Situational selection indexes

A situational selection index is created for a specific commercial cattle enterprise where the variables that impact the phenotypes, costs and revenues are set to values which are experienced by that commercial cattle operation. The index reflects the enterprise’s investment goals and considers both profit and risk aversion decisions. Producers are encouraged to think of situational selection indexes as a “precision farming” tool.

“I believe that more decisions in cow-calf operations are based on risk aversion than on profit maximization,” Golden explained. “We’re identifying the characteristics of the enterprise to try and better match the investment decision to the goals of a specific enterprise.”

 

Situation variables in iGENDEC

iGENDEC offers numerous situation variables that include, but are not limited to: sale endpoint for calves, marketing plan, investment planning horizon, breeding season length, conception rate, calving loss rate, cow age distribution, cow, calf, backgrounding and feedlot feed costs, and current phenotypes. The situation variables of sale endpoint for calves, marketing plan and investment planning horizon are not about profit maximization. Choosing a sale endpoint is often based on risk aversion and not on profit maximization.

This choice is influenced by the producer’s need for cash and capital. Every investment should be viewed with a planning horizon.

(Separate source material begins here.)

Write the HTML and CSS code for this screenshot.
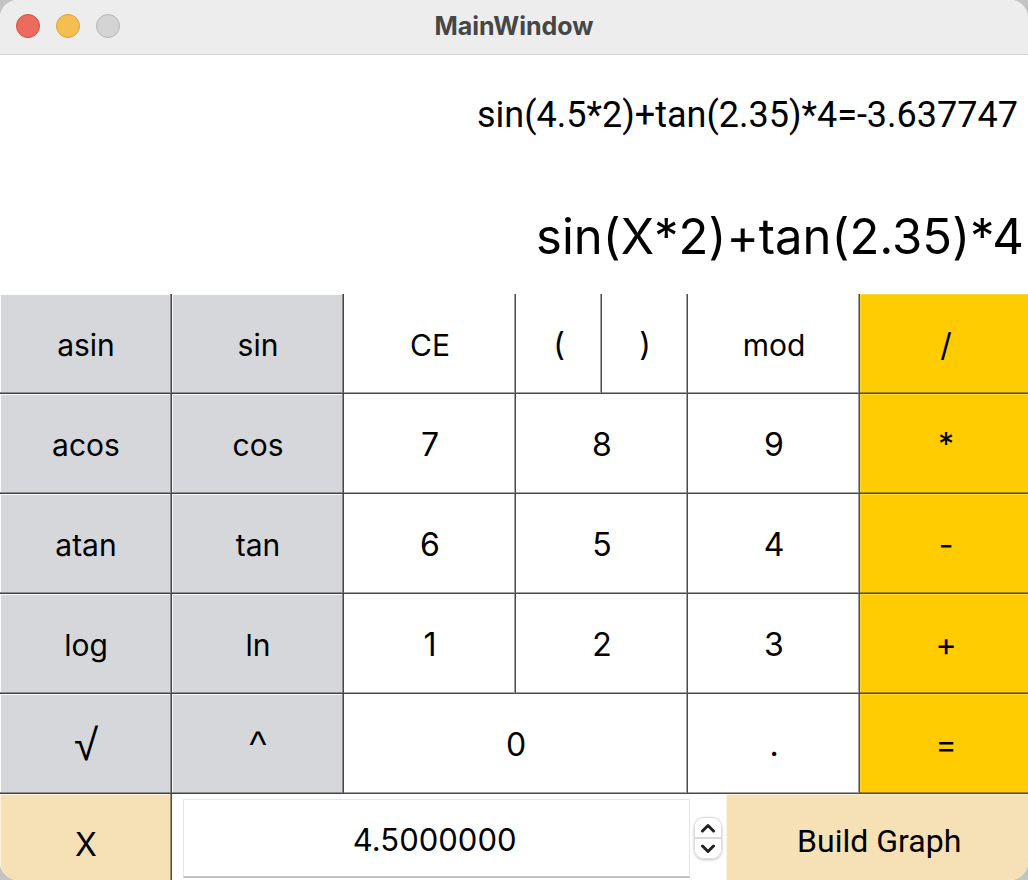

Situational variables do vary between commercial operations substantially enough that no two operations will necessarily achieve their investment goals with the same set of bulls. Bulls can be valued differently in different situations.

“Current breed association provided indexes do not allow for the flexibility of situational variables,” Golden said. “These variables allow more precision in the decision process for evaluating planning horizons.”

 

iGENDEC future enhancements

iGENDEC plans to offer future feature enhancements of accounting for a producer’s willingness to increase capital investment, easier accounting for participating in slaughter cattle value when selling at weaning and beef on dairy. Accounting for willingness to increase capital investment will allow the commercial bull buyer to determine if they are completely constrained by capital or if they are willing to put more capital into the system. Easier accounting for participating in slaughter cattle value will allow producers who are selling at weaning and use bulls with better carcass characteristics to get a premium.